Performance of both response time-bound and throughput-oriented applications suffers from frequent garbage collection; however, the strategies for fixing this problem are different for the two kinds of application. Determining the correct strategy and sizing will allow you to remedy the majority of GC-related performance problems, so here are some tools and tactics for finding optimal solutions to the most common GC issues:

  • To optimize for response time, use the GC suspensions monitor (or activations monitor if it's all that's available). Always use a parallel young-generation collector to ensure short minor GCs (remember they still suspend everything). This will ensure that not more than a few temporary objects get tenured to the old generation. If you cannot prevent an overflow to the old generation, you might require concurrent old-generation garbage collection to avoid longer suspensions (See the Tuning section earlier in this chapter).
  • To optimize for throughput, it is important to make the GC as fast as possible. Weâve discussed how longer suspensions due to high concurrency lead to exponentially worse throughput. Utilizing all of the CPUs in parallel will usually yield the shortest suspensions, which is why you want to choose a parallel collector for the young and the old generation. In case you have a lot of CPUs and the old-generation GCs still take too long (several hundred milliseconds) you might need to switch to an incremental or even a concurrent GC to avoid the negative effect that long suspensions have on highly concurrent applications.
  • Massively concurrent applications can be burdened by the fact that allocations need to be synchronized within the JVM. One can turn on thread-local allocation to remedy this (see the Making Garbage Collection Faster section earlier in this chapter). Thread-local allocation should not be confused with thread-local variables; the former is a JVM option to improve allocation concurrency. While this can help a lot, reducing the number of allocations will improve things even more. To achieve this we need to do an allocation analysis (see the Analyzing Performance Impact section earlier in this chapter).

When your application has a more variable load pattern, it's quite difficult to achieve proper young generation sizing. There are a couple of work arounds:

  • Use adaptive sizing and let the JVM size the young and old generation. In many cases, this will take care of the matter
  • The Oracle Hotspot JVM allows you to test the Garbage First (G1) GC, a tool specifically designed for applications with a variable load pattern.
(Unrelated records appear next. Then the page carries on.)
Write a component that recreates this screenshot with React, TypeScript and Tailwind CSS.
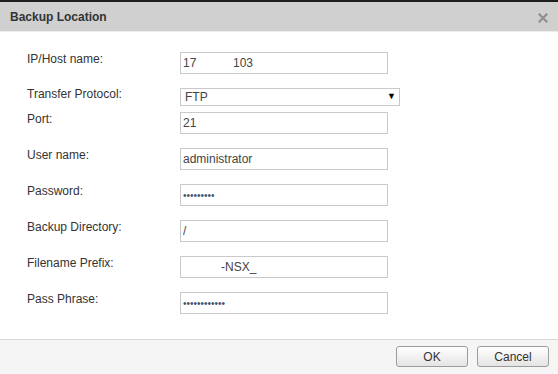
import React from 'react';

const font = { fontFamily: '"Liberation Sans", Arial, sans-serif' };

function Field({
  label,
  value,
  type = 'text',
  className = 'text-[12px] text-[#444]',
  top = 'mt-[14px]',
}: {
  label: string;
  value: string;
  type?: string;
  className?: string;
  top?: string;
}) {
  return (
    <div className={`flex items-start ${top}`}>
      <label className="w-[153px] shrink-0 text-[12px] leading-[15px] text-[#333]">{label}</label>
      <input
        type={type}
        readOnly
        value={value}
        className={`h-[22px] w-[208px] border border-[#c9c9c9] bg-white px-[2px] outline-none ${className}`}
        style={font}
      />
    </div>
  );
}

export default function App() {
  return (
    <div className="flex h-[374px] w-[558px] flex-col bg-white" style={font}>
      <div className="h-[2px] bg-[#1e1e1e]" />
      <div className="flex h-[30px] items-center justify-between border-b border-[#ececec] bg-[#d0d0d0] pl-[10px] pr-[10px]">
        <h1 className="text-[12px] font-bold text-[#333]">Backup Location</h1>
        <svg width="10" height="10" viewBox="0 0 10 10" className="mt-[3px]">
          <path d="M1.5 1.5 L8.5 8.5 M8.5 1.5 L1.5 8.5" stroke="#8f8f8f" strokeWidth="2.2" strokeLinecap="square" />
        </svg>
      </div>

      <div className="flex-1 pl-[27px] pt-[20px]">
        <Field label="IP/Host name:" value="17           103" top="" />

        <div className="mt-[14px] flex items-start">
          <label className="w-[153px] shrink-0 text-[12px] leading-[13px] text-[#333]">Transfer Protocol:</label>
          <div className="flex h-[18px] w-[220px] items-center justify-between border border-[#c9c9c9] bg-white pl-[4px] pr-[3px] text-[12px] text-[#444]">
            <span>FTP</span>
            <span className="text-[9px] text-black">▼</span>
          </div>
        </div>

        <Field label="Port:" value="21" top="mt-[6px]" />
        <Field label="User name:" value="administrator" />
        <Field label="Password:" type="password" value="123456789" className="text-[10px] text-[#3f5670]" />
        <Field label="Backup Directory:" value="/" />
        <Field label="Filename Prefix:" value="-NSX_" className="indent-[38px] text-[12px] text-[#444]" />
        <Field label="Pass Phrase:" type="password" value="123456789012" className="text-[10px] text-[#3f5670]" />
      </div>

      <div className="flex h-[35px] items-start justify-end gap-[9px] border-t border-[#dadada] bg-[#f5f5f5] pr-[9px] pt-[6px]">
        <button className="h-[21px] w-[72px] rounded-[3px] border border-[#9c9c9c] bg-gradient-to-b from-white to-[#e4e4e4] text-[12px] text-[#333]">
          OK
        </button>
        <button className="h-[21px] w-[72px] rounded-[3px] border border-[#9c9c9c] bg-gradient-to-b from-white to-[#e4e4e4] text-[12px] text-[#333]">
          Cancel
        </button>
      </div>
    </div>
  );
}
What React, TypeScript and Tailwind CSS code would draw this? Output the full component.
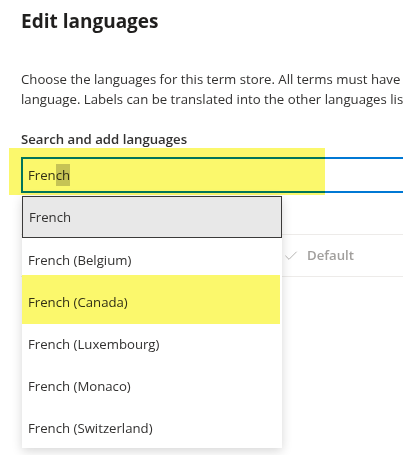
import { Check } from "lucide-react";

const options = [
  "French",
  "French (Belgium)",
  "French (Canada)",
  "French (Luxembourg)",
  "French (Monaco)",
  "French (Switzerland)",
];

export default function App() {
  return (
    <div
      className="relative w-[403px] h-[455px] overflow-hidden bg-white text-[#323130]"
      style={{ fontFamily: '"Segoe UI", "Open Sans", Arial, sans-serif' }}
    >
      <div className="w-[600px] pl-[21px]">
        <h1 className="mt-[7px] text-[19px] leading-[28px] font-bold text-[#201f1e]">Edit languages</h1>

        <p className="mt-[34px] text-[13.2px] leading-[20px] whitespace-nowrap">
          Choose the languages for this term store. All terms must have a label in the default
          <br />
          language. Labels can be translated into the other languages listed here.
        </p>

        <label className="block mt-[20px] text-[13.2px] leading-[20px] font-semibold">Search and add languages</label>

        <div className="mt-[8px] h-[36px] border-2 border-[#0078d4] flex items-center px-[5px] pt-[1px] text-[13.2px]">
          <span>
            Fren<span className="bg-[#c9c9c9] py-[2px]">ch</span>
          </span>
        </div>

        {/* table behind the dropdown */}
        <div className="mt-[41px] border-y border-[#edebe9] h-[43px] flex items-center pl-[262px] gap-[8px] text-[13.2px] font-semibold text-[#a19f9d]">
          <Check size={16} strokeWidth={1.2} className="text-[#a19f9d]" />
          <span>Default</span>
        </div>
      </div>

      {/* suggestions menu */}
      <ul className="absolute left-[22px] top-[196px] w-[260px] bg-white shadow-[0_3px_10px_rgba(0,0,0,0.16)]">
        {options.map((opt, i) => (
          <li
            key={opt}
            className={
              i === 0
                ? "h-[42px] flex items-center px-[6px] pt-[1px] text-[13.2px] bg-[#e8e8e8] border border-[#3b3a39]"
                : "h-[42px] flex items-center px-[6px] pt-[3px] text-[13.2px]"
            }
          >
            {opt}
          </li>
        ))}
      </ul>

      {/* highlighter marks */}
      <div className="absolute left-[9px] top-[148px] w-[316px] h-[47px] bg-[#fbf86c] mix-blend-multiply" />
      <div className="absolute left-[22px] top-[275px] w-[258px] h-[49px] bg-[#fbf86c] mix-blend-multiply" />
    </div>
  );
}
Instead of having one young and old generation the G1 splits the heap in many smaller areas and dynamically assigns those spaces with the duty of being an young or old generation. This way it can more easily adapt to a changing load behavior.

Frequent Major Garbage Collections

Suspending your JVM for a Major GC simply takes longer than for any other GC cycle. Therefore, frequent major GCs can quickly become a big performance problem.

Causes and Solutions

Most applications experience memory constraints from improper young-generation sizing, which results in premature object tenuring (See the Tuning section earlier in this chapter).

General memory constraints are just as often at the root of this problem. Increasing the total memory allocation for the JVM is the usual remedy. However, if the problem persists and you've already assigned several gigabytes of memory, the cause is more likely a memory leak, which can lead to an ever-growing old generation and, eventually, an out-of-memory situation.

Summary

Incorrect or non-optimized garbage-collection configurations are the most common cause for GC-related performance problems. These are also the easiest to fix, since they do not require any code changes. Memory leaks, as you will see in the next chapter, are a very different story.